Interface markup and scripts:
────────────────
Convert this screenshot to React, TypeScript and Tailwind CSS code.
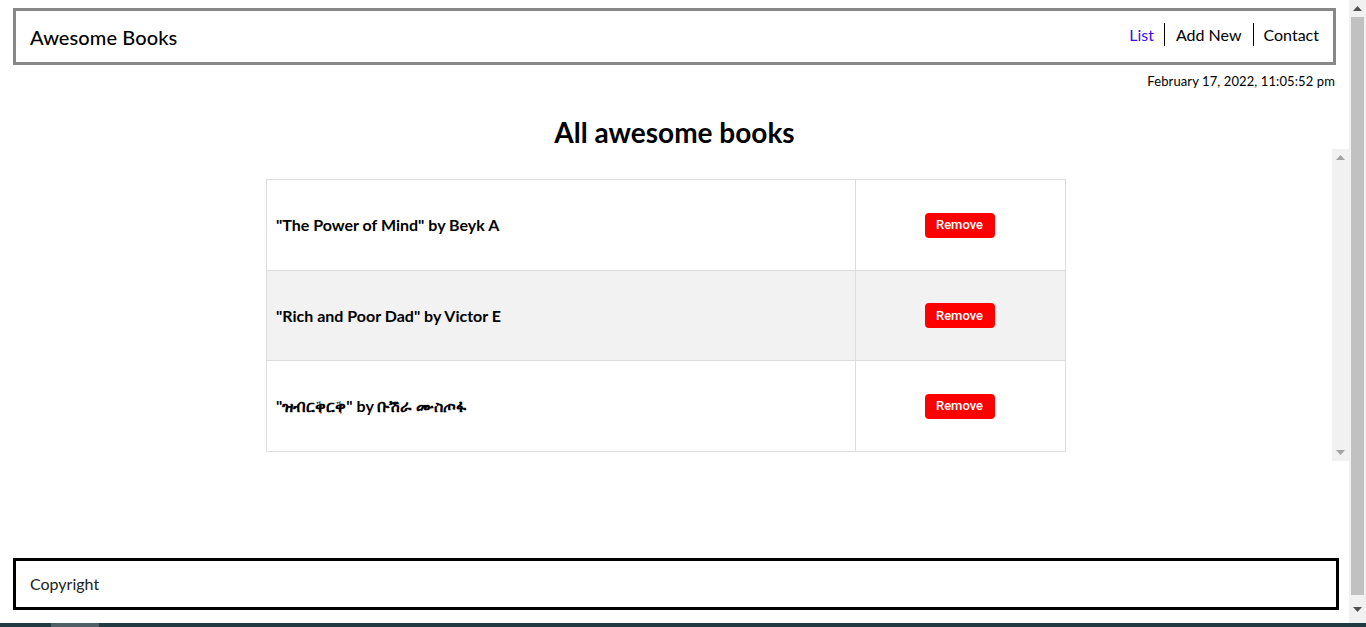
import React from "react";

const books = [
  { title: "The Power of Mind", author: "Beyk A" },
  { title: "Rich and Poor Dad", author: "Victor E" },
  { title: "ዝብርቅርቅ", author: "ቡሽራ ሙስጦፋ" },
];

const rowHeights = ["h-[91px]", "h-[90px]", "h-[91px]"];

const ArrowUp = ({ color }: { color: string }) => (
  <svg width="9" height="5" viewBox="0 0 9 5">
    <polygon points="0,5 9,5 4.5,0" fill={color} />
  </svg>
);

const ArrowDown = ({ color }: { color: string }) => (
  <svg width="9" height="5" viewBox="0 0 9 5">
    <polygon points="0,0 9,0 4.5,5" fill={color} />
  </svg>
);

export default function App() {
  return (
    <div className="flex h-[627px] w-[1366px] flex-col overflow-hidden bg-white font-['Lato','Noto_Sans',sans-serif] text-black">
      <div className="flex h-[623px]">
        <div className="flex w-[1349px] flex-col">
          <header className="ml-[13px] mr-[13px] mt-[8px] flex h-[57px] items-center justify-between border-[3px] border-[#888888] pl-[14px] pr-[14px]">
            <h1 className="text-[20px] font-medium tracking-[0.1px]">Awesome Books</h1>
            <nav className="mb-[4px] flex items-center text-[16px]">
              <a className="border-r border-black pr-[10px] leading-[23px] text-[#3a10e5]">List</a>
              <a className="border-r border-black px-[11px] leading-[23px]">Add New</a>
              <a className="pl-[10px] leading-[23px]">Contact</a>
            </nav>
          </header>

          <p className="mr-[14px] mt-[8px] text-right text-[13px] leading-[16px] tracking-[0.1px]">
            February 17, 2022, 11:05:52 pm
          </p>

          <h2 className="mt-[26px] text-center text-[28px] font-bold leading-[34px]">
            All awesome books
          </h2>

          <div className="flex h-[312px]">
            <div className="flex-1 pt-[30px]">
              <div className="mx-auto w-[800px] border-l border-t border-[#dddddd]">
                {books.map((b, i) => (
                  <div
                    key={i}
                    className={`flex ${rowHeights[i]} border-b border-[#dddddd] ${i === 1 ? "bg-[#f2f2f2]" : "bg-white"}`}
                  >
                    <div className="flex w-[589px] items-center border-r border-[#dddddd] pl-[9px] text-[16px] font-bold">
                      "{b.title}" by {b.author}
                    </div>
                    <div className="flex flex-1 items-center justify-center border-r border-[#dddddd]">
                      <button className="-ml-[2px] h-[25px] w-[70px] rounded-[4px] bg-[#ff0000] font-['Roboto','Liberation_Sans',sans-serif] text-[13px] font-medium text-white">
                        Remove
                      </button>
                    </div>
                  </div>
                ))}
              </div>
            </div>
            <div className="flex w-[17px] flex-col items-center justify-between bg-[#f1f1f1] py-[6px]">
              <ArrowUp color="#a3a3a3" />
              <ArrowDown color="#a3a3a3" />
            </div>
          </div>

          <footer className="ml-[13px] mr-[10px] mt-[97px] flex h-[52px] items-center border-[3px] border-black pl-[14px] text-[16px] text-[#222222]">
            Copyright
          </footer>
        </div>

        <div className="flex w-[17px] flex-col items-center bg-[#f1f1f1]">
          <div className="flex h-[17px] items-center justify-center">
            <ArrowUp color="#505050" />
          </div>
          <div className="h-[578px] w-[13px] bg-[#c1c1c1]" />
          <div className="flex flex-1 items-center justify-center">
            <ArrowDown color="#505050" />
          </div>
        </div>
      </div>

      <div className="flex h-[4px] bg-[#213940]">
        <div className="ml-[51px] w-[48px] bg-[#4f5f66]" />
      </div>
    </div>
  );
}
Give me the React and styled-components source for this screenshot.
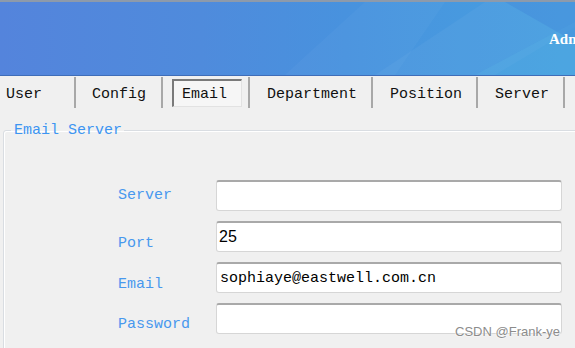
────────────────
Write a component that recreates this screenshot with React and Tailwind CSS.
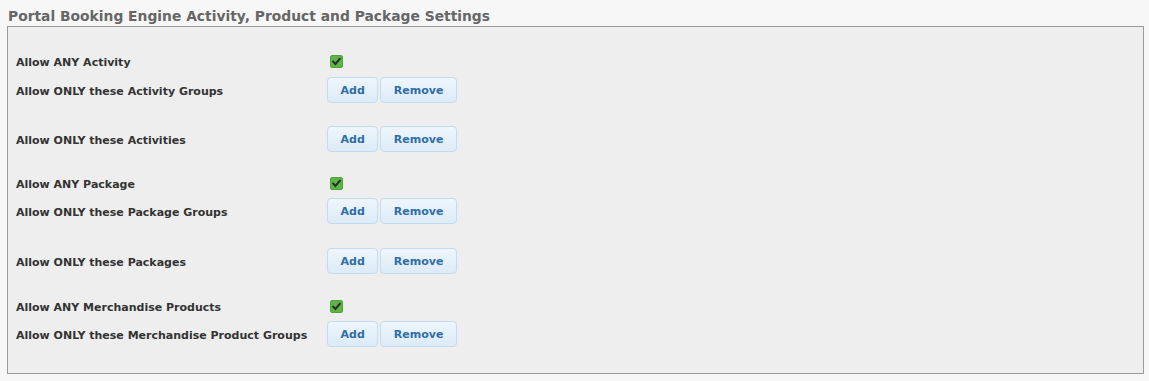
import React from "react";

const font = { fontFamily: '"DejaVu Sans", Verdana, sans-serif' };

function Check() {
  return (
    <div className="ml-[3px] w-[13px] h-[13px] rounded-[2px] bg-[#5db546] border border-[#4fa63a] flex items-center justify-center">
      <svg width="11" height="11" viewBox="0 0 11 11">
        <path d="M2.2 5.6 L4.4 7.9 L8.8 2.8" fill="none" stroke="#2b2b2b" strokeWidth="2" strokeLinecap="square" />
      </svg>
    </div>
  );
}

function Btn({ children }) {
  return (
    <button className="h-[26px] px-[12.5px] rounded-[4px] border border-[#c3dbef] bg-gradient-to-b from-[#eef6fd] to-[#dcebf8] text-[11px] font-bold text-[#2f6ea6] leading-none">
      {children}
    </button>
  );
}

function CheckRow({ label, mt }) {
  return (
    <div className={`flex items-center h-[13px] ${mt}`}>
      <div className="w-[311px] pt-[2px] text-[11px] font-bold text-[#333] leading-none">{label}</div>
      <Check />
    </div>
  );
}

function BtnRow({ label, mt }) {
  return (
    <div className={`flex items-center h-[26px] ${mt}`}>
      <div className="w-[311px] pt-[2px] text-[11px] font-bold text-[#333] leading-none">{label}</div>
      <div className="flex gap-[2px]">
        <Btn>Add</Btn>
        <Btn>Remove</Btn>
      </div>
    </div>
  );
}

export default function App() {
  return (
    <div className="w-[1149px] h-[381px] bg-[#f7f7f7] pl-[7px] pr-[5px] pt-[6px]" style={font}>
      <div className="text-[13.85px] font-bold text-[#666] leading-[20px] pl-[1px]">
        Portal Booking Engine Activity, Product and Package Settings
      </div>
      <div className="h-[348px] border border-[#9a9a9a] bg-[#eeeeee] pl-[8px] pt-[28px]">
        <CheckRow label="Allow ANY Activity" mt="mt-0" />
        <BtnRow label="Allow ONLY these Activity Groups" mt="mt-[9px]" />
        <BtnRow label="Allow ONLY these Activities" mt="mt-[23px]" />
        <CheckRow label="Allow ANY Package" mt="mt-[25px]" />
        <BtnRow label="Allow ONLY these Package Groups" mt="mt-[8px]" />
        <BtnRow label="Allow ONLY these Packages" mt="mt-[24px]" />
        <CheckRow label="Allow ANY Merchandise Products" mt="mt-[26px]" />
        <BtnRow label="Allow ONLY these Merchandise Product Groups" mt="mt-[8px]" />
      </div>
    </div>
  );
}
────────────────
(Description of the task)
Each line holding "this" must be found and copied.

(The reply)
Convert this screenshot to React, TypeScript and Tailwind CSS code.
Give me the React and styled-components source for this screenshot.
Write a component that recreates this screenshot with React and Tailwind CSS.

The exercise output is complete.